Prompt: Every line below is to be copied exactly, with the pictures left out.
──────── Source material ────────
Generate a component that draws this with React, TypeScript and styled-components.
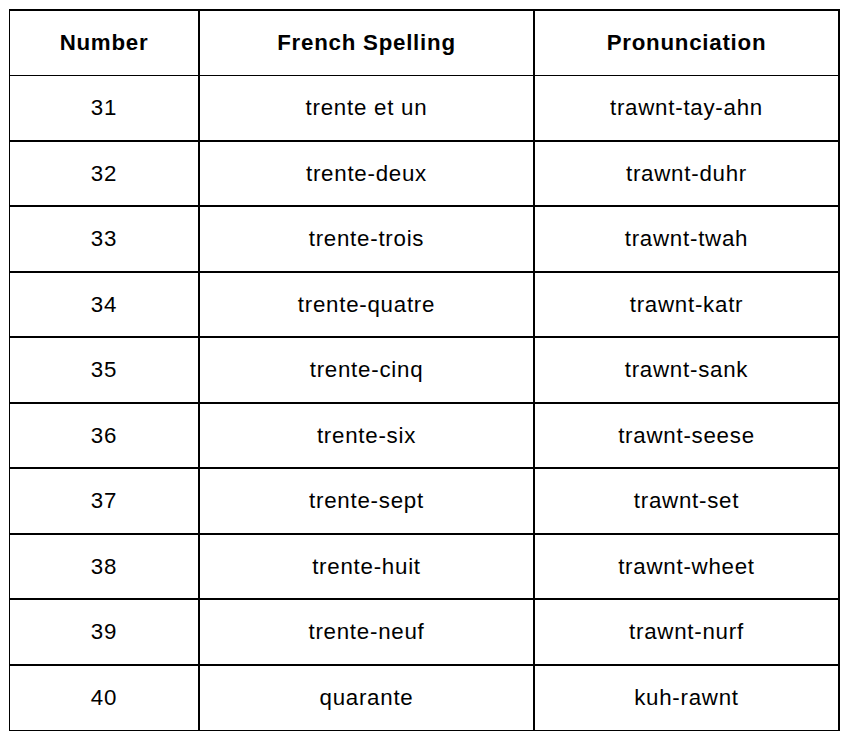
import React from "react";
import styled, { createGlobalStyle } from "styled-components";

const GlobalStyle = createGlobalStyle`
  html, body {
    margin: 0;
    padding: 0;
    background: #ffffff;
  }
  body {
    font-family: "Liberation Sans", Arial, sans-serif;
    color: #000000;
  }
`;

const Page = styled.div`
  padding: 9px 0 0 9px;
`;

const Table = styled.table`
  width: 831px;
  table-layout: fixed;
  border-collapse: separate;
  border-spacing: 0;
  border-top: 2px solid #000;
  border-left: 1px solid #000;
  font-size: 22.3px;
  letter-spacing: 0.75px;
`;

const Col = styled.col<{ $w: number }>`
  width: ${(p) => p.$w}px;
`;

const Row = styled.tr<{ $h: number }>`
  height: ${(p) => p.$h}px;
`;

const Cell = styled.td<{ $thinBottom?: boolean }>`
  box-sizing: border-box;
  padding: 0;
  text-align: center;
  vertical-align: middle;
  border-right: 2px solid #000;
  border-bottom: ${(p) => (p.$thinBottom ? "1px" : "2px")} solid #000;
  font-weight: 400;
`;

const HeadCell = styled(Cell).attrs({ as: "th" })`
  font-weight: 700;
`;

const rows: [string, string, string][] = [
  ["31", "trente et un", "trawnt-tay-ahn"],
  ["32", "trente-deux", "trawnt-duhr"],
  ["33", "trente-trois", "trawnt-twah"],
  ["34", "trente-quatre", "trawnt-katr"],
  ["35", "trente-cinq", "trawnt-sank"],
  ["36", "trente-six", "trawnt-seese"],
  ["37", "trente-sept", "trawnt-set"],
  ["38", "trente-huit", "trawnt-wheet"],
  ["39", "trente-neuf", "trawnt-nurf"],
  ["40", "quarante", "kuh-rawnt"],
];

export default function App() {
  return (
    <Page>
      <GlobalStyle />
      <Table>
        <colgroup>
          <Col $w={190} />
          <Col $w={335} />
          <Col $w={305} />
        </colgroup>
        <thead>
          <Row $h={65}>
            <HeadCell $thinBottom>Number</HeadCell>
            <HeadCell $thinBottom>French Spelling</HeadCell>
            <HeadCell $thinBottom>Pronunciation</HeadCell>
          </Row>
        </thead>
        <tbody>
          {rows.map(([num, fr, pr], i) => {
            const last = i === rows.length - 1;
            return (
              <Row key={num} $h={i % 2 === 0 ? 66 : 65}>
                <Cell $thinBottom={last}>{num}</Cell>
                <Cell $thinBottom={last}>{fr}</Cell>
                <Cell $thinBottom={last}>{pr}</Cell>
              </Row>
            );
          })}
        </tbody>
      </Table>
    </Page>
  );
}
────────
Correct response:
Generate a component that draws this with React, TypeScript and styled-components.
import React from "react";
import styled, { createGlobalStyle } from "styled-components";

const GlobalStyle = createGlobalStyle`
  html, body {
    margin: 0;
    padding: 0;
    background: #ffffff;
  }
  body {
    font-family: "Liberation Sans", Arial, sans-serif;
    color: #000000;
  }
`;

const Page = styled.div`
  padding: 9px 0 0 9px;
`;

const Table = styled.table`
  width: 831px;
  table-layout: fixed;
  border-collapse: separate;
  border-spacing: 0;
  border-top: 2px solid #000;
  border-left: 1px solid #000;
  font-size: 22.3px;
  letter-spacing: 0.75px;
`;

const Col = styled.col<{ $w: number }>`
  width: ${(p) => p.$w}px;
`;

const Row = styled.tr<{ $h: number }>`
  height: ${(p) => p.$h}px;
`;

const Cell = styled.td<{ $thinBottom?: boolean }>`
  box-sizing: border-box;
  padding: 0;
  text-align: center;
  vertical-align: middle;
  border-right: 2px solid #000;
  border-bottom: ${(p) => (p.$thinBottom ? "1px" : "2px")} solid #000;
  font-weight: 400;
`;

const HeadCell = styled(Cell).attrs({ as: "th" })`
  font-weight: 700;
`;

const rows: [string, string, string][] = [
  ["31", "trente et un", "trawnt-tay-ahn"],
  ["32", "trente-deux", "trawnt-duhr"],
  ["33", "trente-trois", "trawnt-twah"],
  ["34", "trente-quatre", "trawnt-katr"],
  ["35", "trente-cinq", "trawnt-sank"],
  ["36", "trente-six", "trawnt-seese"],
  ["37", "trente-sept", "trawnt-set"],
  ["38", "trente-huit", "trawnt-wheet"],
  ["39", "trente-neuf", "trawnt-nurf"],
  ["40", "quarante", "kuh-rawnt"],
];

export default function App() {
  return (
    <Page>
      <GlobalStyle />
      <Table>
        <colgroup>
          <Col $w={190} />
          <Col $w={335} />
          <Col $w={305} />
        </colgroup>
        <thead>
          <Row $h={65}>
            <HeadCell $thinBottom>Number</HeadCell>
            <HeadCell $thinBottom>French Spelling</HeadCell>
            <HeadCell $thinBottom>Pronunciation</HeadCell>
          </Row>
        </thead>
        <tbody>
          {rows.map(([num, fr, pr], i) => {
            const last = i === rows.length - 1;
            return (
              <Row key={num} $h={i % 2 === 0 ? 66 : 65}>
                <Cell $thinBottom={last}>{num}</Cell>
                <Cell $thinBottom={last}>{fr}</Cell>
                <Cell $thinBottom={last}>{pr}</Cell>
              </Row>
            );
          })}
        </tbody>
      </Table>
    </Page>
  );
}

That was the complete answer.